Corporate Personhood is the legal doctrine that grants the rights of individuals to corporations. Since the Supreme Court ruling on Citizens United v. Federal Election Commission in 2010, this has been a controversial topic and has had a significant impact on the way our political system works.
The 2010 ruling established that because corporations are considered people under the existing law this means spending money essentially equates to free speech. As a result, corporations can spend unlimited amounts of money on political ads and campaigns. Politicians spend far more of their time and energy appealing to corporations than to the people they are supposedly elected to represent. It doesn’t require a mountaintop mediation to grasp the tremendous ramifications policy like this will have on the last glimmers of political influence average citizens have left.

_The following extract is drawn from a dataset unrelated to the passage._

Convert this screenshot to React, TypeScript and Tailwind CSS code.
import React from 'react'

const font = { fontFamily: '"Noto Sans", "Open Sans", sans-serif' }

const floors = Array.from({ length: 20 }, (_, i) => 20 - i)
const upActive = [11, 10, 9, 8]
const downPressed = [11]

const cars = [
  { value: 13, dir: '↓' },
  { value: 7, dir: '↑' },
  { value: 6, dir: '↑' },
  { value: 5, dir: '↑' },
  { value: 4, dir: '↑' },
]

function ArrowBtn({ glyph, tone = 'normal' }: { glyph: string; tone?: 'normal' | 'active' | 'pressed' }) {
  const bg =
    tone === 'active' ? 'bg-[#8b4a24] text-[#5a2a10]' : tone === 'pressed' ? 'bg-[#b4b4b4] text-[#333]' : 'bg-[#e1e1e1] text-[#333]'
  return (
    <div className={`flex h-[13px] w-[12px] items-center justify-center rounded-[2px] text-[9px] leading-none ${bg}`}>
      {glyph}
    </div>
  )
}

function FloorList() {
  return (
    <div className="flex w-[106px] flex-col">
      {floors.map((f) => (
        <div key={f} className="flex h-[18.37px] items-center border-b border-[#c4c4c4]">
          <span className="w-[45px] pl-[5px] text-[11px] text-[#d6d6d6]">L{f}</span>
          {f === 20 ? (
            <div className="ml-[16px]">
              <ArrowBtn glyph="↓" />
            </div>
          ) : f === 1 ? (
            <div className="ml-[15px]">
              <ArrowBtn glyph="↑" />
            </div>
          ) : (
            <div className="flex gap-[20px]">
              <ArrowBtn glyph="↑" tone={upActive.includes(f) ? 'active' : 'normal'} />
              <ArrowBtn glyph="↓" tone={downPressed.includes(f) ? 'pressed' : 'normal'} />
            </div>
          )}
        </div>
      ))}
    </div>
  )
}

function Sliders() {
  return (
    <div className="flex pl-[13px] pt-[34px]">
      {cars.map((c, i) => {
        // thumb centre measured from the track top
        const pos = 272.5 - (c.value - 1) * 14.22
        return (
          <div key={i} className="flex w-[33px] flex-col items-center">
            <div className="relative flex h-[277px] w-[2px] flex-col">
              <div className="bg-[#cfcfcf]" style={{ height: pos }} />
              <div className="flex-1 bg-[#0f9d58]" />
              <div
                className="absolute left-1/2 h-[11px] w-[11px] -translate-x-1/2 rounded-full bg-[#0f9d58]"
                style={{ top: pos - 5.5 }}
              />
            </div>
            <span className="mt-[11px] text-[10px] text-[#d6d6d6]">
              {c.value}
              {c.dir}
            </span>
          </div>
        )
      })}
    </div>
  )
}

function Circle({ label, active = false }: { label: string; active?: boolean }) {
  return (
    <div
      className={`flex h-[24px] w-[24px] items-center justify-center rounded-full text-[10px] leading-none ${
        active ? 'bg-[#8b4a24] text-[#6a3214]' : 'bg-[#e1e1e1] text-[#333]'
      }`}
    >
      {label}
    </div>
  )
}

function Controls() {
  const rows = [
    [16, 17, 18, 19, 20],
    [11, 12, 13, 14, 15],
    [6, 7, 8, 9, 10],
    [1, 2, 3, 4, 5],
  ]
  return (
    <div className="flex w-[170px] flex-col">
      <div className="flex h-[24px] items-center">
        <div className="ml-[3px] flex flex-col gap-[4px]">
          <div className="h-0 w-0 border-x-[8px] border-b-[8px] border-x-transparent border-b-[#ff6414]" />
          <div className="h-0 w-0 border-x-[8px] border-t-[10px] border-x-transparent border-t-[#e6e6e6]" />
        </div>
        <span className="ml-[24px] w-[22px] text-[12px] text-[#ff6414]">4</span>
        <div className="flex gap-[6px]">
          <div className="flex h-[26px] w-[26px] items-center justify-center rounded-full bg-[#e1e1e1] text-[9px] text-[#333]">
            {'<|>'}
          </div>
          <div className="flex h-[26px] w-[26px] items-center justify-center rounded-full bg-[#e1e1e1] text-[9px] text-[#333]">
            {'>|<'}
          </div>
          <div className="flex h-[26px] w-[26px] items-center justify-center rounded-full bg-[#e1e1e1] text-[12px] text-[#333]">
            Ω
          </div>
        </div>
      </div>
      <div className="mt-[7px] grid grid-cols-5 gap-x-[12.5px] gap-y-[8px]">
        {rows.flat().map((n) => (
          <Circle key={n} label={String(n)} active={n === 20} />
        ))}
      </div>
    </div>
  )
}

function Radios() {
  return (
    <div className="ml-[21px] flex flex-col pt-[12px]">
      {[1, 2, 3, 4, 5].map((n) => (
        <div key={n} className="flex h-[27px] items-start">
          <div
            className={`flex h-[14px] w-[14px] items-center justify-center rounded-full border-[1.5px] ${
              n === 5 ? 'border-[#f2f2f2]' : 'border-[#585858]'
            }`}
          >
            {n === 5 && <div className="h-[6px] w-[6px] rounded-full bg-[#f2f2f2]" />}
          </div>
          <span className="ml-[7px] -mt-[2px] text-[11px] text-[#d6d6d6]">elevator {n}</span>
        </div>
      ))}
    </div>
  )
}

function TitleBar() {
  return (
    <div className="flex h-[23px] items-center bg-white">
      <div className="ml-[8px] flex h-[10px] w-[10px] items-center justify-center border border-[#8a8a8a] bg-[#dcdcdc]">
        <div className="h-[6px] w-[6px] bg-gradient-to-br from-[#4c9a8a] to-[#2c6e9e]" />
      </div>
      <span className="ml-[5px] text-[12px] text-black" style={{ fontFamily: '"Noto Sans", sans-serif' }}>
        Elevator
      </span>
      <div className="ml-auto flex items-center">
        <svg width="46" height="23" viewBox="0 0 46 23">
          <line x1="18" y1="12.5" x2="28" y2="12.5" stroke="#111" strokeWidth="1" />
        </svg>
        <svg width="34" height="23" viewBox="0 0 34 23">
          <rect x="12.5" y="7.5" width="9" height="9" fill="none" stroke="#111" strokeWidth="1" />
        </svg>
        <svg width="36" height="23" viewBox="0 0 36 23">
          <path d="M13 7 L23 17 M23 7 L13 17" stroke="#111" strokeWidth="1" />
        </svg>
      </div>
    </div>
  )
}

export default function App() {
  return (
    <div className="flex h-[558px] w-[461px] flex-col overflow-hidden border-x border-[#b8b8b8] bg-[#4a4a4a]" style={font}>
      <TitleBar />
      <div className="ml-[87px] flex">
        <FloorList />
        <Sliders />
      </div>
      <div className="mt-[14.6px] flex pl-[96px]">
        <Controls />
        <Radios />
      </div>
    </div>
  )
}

Corporate Personhood is also a fundamental enabler of environmental violations. The Supreme Court ruling of Pennsylvania Coal Co. v. Mahon in 1922 set a precedent allowing corporations to sue for future profits loss when newly enacted regulation hurts their profits. This precedent strongly discourages local and state governments from passing laws to protect the people or environment for fear that they’d be sued by corporations for staggering amounts of money. Not to mention, unlike ‘natural persons’, corporations can’t be jailed for any violation they commit.

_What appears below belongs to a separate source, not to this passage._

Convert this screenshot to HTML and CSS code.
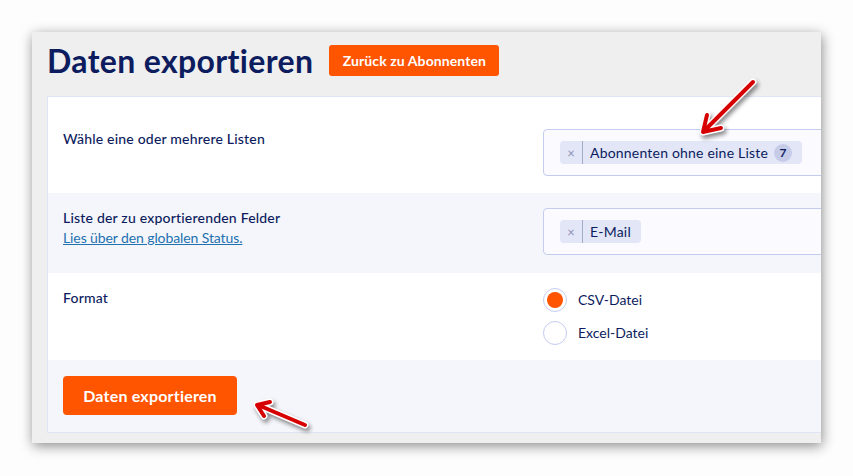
FILE: index.html
```html
<!DOCTYPE html>
<html lang="de">
<head>
<meta charset="utf-8">
<title>Daten exportieren</title>
<link rel="stylesheet" href="styles.css">
</head>
<body>
<div class="frame">
  <div class="head">
    <h1 class="title">Daten exportieren</h1>
    <a class="btn btn-small" href="#">Zurück zu Abonnenten</a>
  </div>
  <div class="card">
    <div class="row row-first">
      <div class="label">Wähle eine oder mehrere Listen</div>
      <div class="field">
        <div class="select">
          <span class="tag"><span class="tag-x">×</span><span class="tag-text">Abonnenten ohne eine Liste <span class="badge">7</span></span></span>
        </div>
      </div>
    </div>
    <div class="row row-alt row-second">
      <div class="label">Liste der zu exportierenden Felder<br><a class="link" href="#">Lies über den globalen Status.</a></div>
      <div class="field">
        <div class="select">
          <span class="tag"><span class="tag-x">×</span><span class="tag-text">E-Mail</span></span>
        </div>
      </div>
    </div>
    <div class="row row-third">
      <div class="label">Format</div>
      <div class="field radios">
        <label class="radio"><span class="dot checked"></span>CSV-Datei</label>
        <label class="radio"><span class="dot"></span>Excel-Datei</label>
      </div>
    </div>
    <div class="row row-alt row-foot">
      <a class="btn btn-big" href="#">Daten exportieren</a>
    </div>
  </div>
</div>
<svg class="arrows" width="853" height="476" viewBox="0 0 853 476" xmlns="http://www.w3.org/2000/svg">
  <g class="arrow-outline" fill="none" stroke="#ffffff" stroke-width="7" stroke-linecap="round" stroke-linejoin="round">
    <path d="M753 82 L704 131 M707 115 L703 132 L721 128"/>
    <path d="M305 425 L258 405 M270 402 L257 405 L264 416"/>
  </g>
  <g fill="none" stroke="#d60000" stroke-width="4" stroke-linecap="round" stroke-linejoin="round">
    <path d="M753 82 L704 131 M707 115 L703 132 L721 128"/>
    <path d="M305 425 L258 405 M270 402 L257 405 L264 416"/>
  </g>
</svg>
</body>
</html>
```

FILE: styles.css
```css
* { box-sizing: border-box; }
html, body { margin: 0; padding: 0; }
body {
  background: #fdfdfd;
  width: 853px;
  height: 476px;
  overflow: hidden;
  position: relative;
  font-family: Lato, "Noto Sans", sans-serif;
  color: #0c1c5e;
}
.frame {
  margin: 32px 0 0 32px;
  width: 789px;
  height: 411px;
  background: #efefef;
  overflow: hidden;
  box-shadow: 1px 3px 12px rgba(0,0,0,0.45);
  padding: 0 0 0 15px;
}
.head {
  display: flex;
  align-items: center;
  height: 56px;
  gap: 16px;
  margin-bottom: 8px;
}
.title {
  margin: 0;
  font-size: 32px;
  font-weight: 700;
  color: #0c1c5e;
  letter-spacing: 0.35px;
}
.btn {
  display: inline-flex;
  align-items: center;
  justify-content: center;
  background: #ff5400;
  color: #fff;
  text-decoration: none;
  font-weight: 700;
  border-radius: 4px;
}
.btn-small {
  width: 170px;
  height: 31px;
  font-size: 14px;
  border-radius: 3px;
  letter-spacing: 0.1px;
}
.btn-big {
  width: 174px;
  height: 39px;
  font-size: 16px;
  letter-spacing: 0.2px;
}
.card {
  width: 900px;
  border: 1px solid #dfe5f5;
  background: #fff;
}
.row {
  display: grid;
  grid-template-columns: 480px 1fr;
  padding: 0 15px;
  font-size: 14px;
  line-height: 20px;
}
.row-alt { background: #f5f6fb; }
.row-first { height: 96px; padding-top: 32px; }
.row-second { height: 80px; padding-top: 15px; }
.row-third { height: 87px; padding-top: 15px; }
.row-foot { display: block; height: 72px; padding-top: 16px; }
.label { font-weight: 500; color: #0c1c5e; letter-spacing: 0.2px; }
.link { color: #2271b1; text-decoration: underline; font-weight: 400; letter-spacing: -0.1px; }
.select {
  width: 400px;
  height: 47px;
  border: 1px solid #c4ccef;
  border-radius: 4px;
  background: #fbfbff;
  display: flex;
  align-items: center;
  padding: 0 16px;
}
.tag {
  display: inline-flex;
  align-items: center;
  height: 23px;
  background: #e2e6f7;
  border-radius: 4px;
  color: #0c1c5e;
  font-size: 14px;
  letter-spacing: 0.2px;
}
.tag-x {
  width: 23px;
  height: 23px;
  display: inline-flex;
  align-items: center;
  justify-content: center;
  color: #8d93b5;
  font-size: 13px;
  border-right: 1px solid #a4abc6;
}
.tag-text {
  display: inline-flex;
  align-items: center;
  gap: 6px;
  padding: 0 10px 0 7px;
}
.badge {
  width: 18px;
  height: 18px;
  border-radius: 50%;
  background: #c6cce8;
  display: inline-flex;
  align-items: center;
  justify-content: center;
  font-size: 12px;
  font-weight: 700;
  letter-spacing: 0;
}
.radios {
  display: flex;
  flex-direction: column;
  gap: 9px;
}
.radio {
  display: flex;
  align-items: center;
  gap: 11px;
  height: 24px;
  color: #0c1c5e;
}
.dot {
  width: 24px;
  height: 24px;
  border-radius: 50%;
  border: 1px solid #c4ccef;
  background: #fff;
  display: inline-block;
  position: relative;
}
.dot.checked::after {
  content: "";
  position: absolute;
  left: 3px;
  top: 3px;
  width: 16px;
  height: 16px;
  border-radius: 50%;
  background: #ff5400;
}
.arrows {
  position: absolute;
  left: 0;
  top: 0;
  pointer-events: none;
  filter: drop-shadow(2px 3px 2px rgba(0,0,0,0.45));
}
```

Although we envision a Thriving World as a society without coercive government ‘authority’ violently enforcing laws, transitional steps such as ending Corporate Personhood can help protect the people and the environment while we work towards creating a world that works for everyone.

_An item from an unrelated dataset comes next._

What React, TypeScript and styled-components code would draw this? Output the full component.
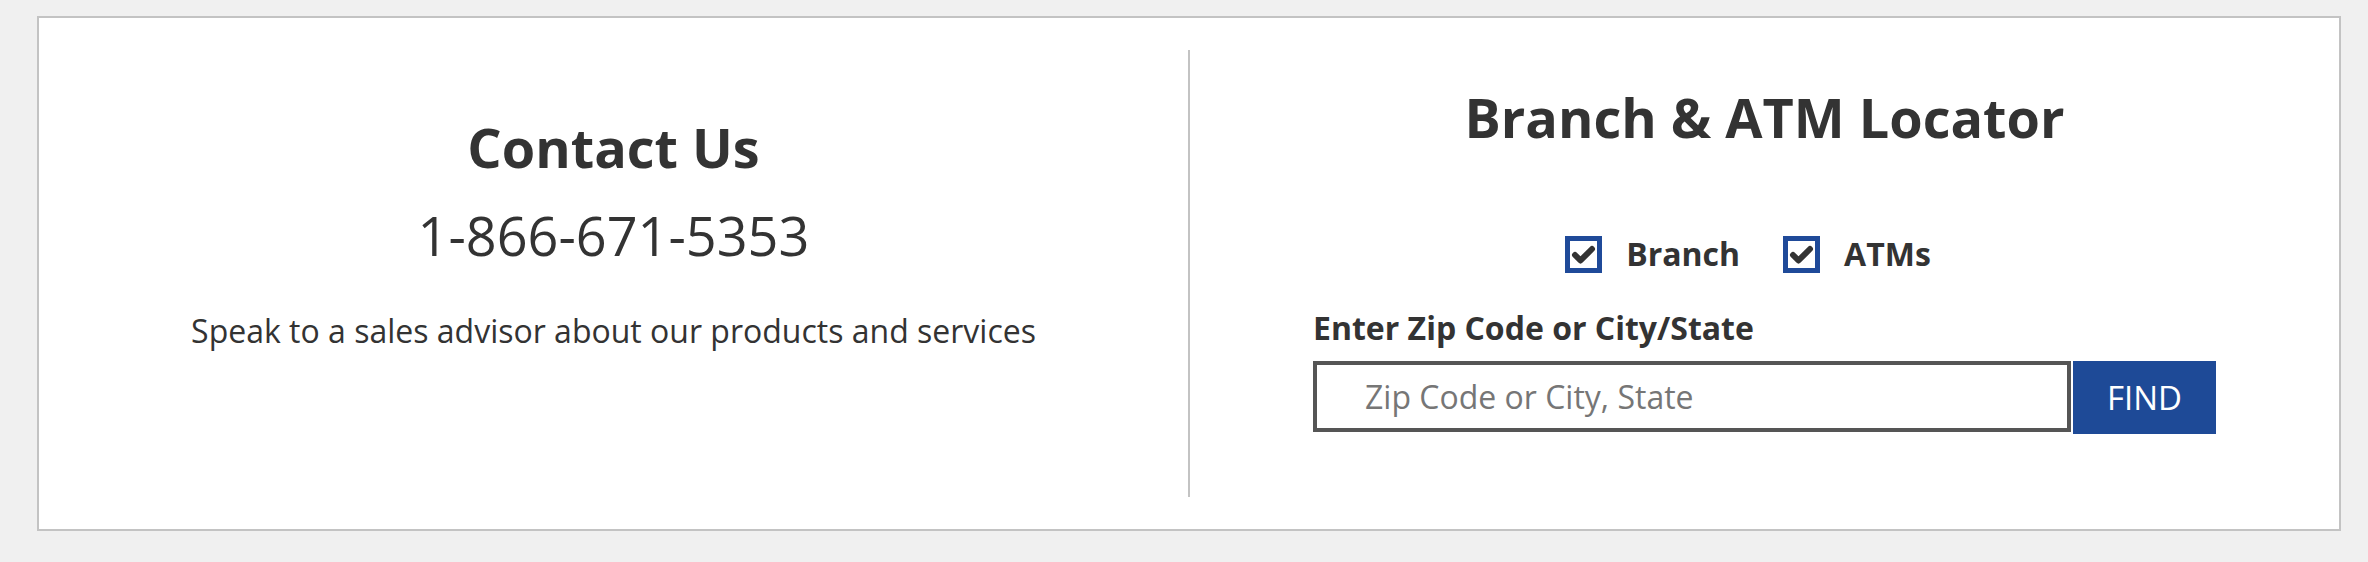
import React from 'react';
import styled, { createGlobalStyle } from 'styled-components';

const GlobalStyle = createGlobalStyle`
  body {
    margin: 0;
    background: #f0f0f0;
    font-family: 'Open Sans', 'Liberation Sans', sans-serif;
    color: #333;
  }
`;

const Page = styled.div`
  padding: 16px 27px 0 37px;
`;

const Card = styled.section`
  display: grid;
  grid-template-columns: 1fr 2px 1fr;
  height: 515px;
  box-sizing: border-box;
  padding: 32px 0;
  background: #fff;
  border: 2px solid #c3c3c3;
`;

const Divider = styled.div`
  background: #c3c3c3;
`;

const Column = styled.div<{ $top: number }>`
  display: flex;
  flex-direction: column;
  align-items: center;
  padding-top: ${(p) => p.$top}px;
  text-align: center;
`;

const Heading = styled.h2`
  margin: 0;
  font-size: 54px;
  line-height: 66px;
  font-weight: 700;
  color: #333;
`;

const Phone = styled.div`
  margin-top: 23px;
  font-size: 54px;
  line-height: 64px;
  font-weight: 400;
`;

const Blurb = styled.p`
  margin: 45px 0 0;
  font-size: 32px;
  line-height: 38px;
`;

const CheckRow = styled.div`
  display: flex;
  gap: 43px;
  margin-top: 85px;
  padding-right: 33px;
`;

const CheckItem = styled.label`
  display: flex;
  align-items: center;
  gap: 24px;
  font-size: 32px;
  line-height: 38px;
  font-weight: 700;
`;

const Box = styled.span`
  display: flex;
  align-items: center;
  justify-content: center;
  width: 37px;
  height: 37px;
  box-sizing: border-box;
  border: 5px solid #1f4a99;
  background: #fff;
`;

const Form = styled.form`
  width: 903px;
  margin-top: 37px;
  text-align: left;
`;

const FieldLabel = styled.div`
  font-size: 32px;
  line-height: 36px;
  font-weight: 700;
`;

const FieldRow = styled.div`
  display: flex;
  align-items: flex-start;
  gap: 2px;
  margin-top: 15px;
`;

const Input = styled.input`
  width: 758px;
  height: 71px;
  box-sizing: border-box;
  padding: 0 0 0 48px;
  border: 4px solid #555;
  font-family: inherit;
  font-size: 32px;
  color: #333;
  outline: none;

  &::placeholder {
    color: #767676;
  }
`;

const FindButton = styled.button`
  width: 143px;
  height: 73px;
  border: none;
  background: #1e4a97;
  color: #fff;
  font-family: inherit;
  font-size: 33px;
  cursor: pointer;
`;

const Check = () => (
  <svg width="25" height="21" viewBox="0 0 25 21">
    <polyline
      points="4,11 9.5,16.5 21,5"
      fill="none"
      stroke="#333"
      strokeWidth="6"
      strokeLinecap="round"
      strokeLinejoin="round"
    />
  </svg>
);

const Checkbox = ({ label }: { label: string }) => (
  <CheckItem>
    <Box>
      <Check />
    </Box>
    {label}
  </CheckItem>
);

export default function App() {
  return (
    <Page>
      <GlobalStyle />
      <Card>
        <Column $top={64}>
          <Heading>Contact Us</Heading>
          <Phone>1-866-671-5353</Phone>
          <Blurb>Speak to a sales advisor about our products and services</Blurb>
        </Column>
        <Divider />
        <Column $top={34}>
          <Heading>Branch &amp; ATM Locator</Heading>
          <CheckRow>
            <Checkbox label="Branch" />
            <Checkbox label="ATMs" />
          </CheckRow>
          <Form onSubmit={(e) => e.preventDefault()}>
            <FieldLabel>Enter Zip Code or City/State</FieldLabel>
            <FieldRow>
              <Input placeholder="Zip Code or City, State" />
              <FindButton type="submit">FIND</FindButton>
            </FieldRow>
          </Form>
        </Column>
      </Card>
    </Page>
  );
}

Q - If government itself, through mandatory taxation (theft), is a violation of the Non-Aggression Principle, and corporations are government licensed entities, shouldn’t we be getting rid of not only the notion that they have the same rights as actual people, but also getting rid of the corporations themselves?
A - Yes, banning Corporate Personhood is an interim, transition step in the process of emerging from our subjugation to an authoritarian state and into a truly free and stateless society. Institutions, organizations, clubs, associations and businesses could and would, of course, still exist, but they would be independent, voluntary and each individual would be accountable for their participation.
Q - What other options are there for reining in bad corporate behavior while we are getting rid of their personhood and ultimately their government status?
A - Lawsuits, protests, boycotts, divestments, shareholder actions, whistleblower media, and many other creative actions!